> **WRITTEN PROBLEM**:
Locate all lines with the word "React". Copy them.

> **DATASET CONTENT**:
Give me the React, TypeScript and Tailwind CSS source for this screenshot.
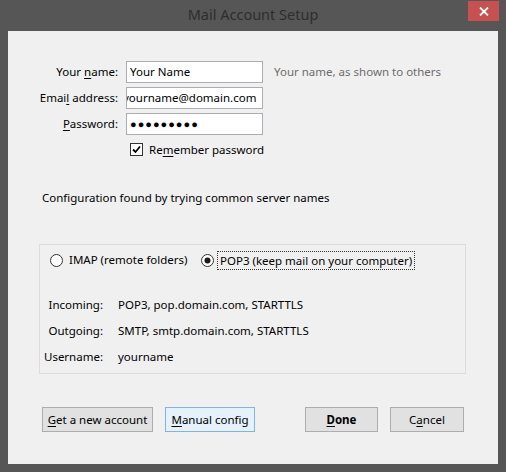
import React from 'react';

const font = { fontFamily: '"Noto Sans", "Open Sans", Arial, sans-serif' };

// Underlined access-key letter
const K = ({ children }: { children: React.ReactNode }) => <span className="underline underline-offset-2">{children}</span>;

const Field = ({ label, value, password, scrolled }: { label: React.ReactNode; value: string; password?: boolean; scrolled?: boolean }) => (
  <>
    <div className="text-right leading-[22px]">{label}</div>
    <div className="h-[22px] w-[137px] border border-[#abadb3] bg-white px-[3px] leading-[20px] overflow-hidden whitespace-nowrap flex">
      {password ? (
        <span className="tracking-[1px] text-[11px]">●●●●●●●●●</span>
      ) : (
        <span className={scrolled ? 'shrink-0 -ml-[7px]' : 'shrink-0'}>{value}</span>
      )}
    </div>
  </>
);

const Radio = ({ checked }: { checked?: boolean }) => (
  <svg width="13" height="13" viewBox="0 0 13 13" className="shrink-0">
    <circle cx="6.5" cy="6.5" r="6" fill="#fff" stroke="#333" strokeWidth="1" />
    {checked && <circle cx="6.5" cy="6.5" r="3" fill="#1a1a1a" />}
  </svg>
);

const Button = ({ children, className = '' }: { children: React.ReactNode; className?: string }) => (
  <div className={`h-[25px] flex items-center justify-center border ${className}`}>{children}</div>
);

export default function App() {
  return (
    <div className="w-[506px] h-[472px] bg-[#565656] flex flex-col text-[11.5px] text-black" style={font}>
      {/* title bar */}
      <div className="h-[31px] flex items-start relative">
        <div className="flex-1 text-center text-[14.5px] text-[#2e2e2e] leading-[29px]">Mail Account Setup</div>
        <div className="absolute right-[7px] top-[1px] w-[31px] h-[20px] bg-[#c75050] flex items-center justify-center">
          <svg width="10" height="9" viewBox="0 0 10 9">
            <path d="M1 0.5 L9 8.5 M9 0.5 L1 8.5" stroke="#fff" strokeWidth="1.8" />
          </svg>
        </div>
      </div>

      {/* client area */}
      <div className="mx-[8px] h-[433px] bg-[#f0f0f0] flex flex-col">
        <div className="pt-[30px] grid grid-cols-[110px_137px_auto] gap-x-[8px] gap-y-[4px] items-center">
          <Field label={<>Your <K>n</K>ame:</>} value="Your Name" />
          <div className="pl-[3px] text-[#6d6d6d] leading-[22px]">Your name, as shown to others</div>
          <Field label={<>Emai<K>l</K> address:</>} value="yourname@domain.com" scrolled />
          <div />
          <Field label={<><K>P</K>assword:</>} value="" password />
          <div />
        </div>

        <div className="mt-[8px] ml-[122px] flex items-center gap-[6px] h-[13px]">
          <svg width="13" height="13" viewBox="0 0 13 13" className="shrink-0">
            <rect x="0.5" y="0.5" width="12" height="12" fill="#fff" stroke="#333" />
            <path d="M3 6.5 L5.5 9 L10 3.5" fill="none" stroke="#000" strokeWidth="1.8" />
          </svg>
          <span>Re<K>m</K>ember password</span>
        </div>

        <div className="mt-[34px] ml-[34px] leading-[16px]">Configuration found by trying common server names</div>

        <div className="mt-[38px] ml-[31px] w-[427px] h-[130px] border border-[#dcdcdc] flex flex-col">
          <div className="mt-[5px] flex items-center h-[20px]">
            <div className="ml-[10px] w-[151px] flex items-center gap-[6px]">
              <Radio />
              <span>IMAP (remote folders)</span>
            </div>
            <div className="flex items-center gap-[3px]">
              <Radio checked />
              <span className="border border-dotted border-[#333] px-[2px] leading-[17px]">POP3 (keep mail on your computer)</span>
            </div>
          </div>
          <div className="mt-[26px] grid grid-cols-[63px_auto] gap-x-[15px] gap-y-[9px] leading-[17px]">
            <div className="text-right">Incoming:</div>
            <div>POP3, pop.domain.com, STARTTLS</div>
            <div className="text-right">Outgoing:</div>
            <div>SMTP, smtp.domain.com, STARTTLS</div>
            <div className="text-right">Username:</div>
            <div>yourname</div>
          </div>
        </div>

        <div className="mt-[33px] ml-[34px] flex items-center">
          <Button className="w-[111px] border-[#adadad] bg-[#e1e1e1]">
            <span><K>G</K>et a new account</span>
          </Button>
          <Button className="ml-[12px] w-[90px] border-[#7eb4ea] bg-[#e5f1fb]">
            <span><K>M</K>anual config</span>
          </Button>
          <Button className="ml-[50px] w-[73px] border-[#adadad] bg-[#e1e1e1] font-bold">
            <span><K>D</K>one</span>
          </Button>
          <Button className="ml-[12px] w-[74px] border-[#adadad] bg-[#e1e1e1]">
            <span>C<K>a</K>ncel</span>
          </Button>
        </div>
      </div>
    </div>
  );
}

> **EXERCISE SOLUTION**:
Give me the React, TypeScript and Tailwind CSS source for this screenshot.
import React from 'react';
const K = ({ children }: { children: React.ReactNode }) => <span className="underline underline-offset-2">{children}</span>;
const Field = ({ label, value, password, scrolled }: { label: React.ReactNode; value: string; password?: boolean; scrolled?: boolean }) => (
const Button = ({ children, className = '' }: { children: React.ReactNode; className?: string }) => (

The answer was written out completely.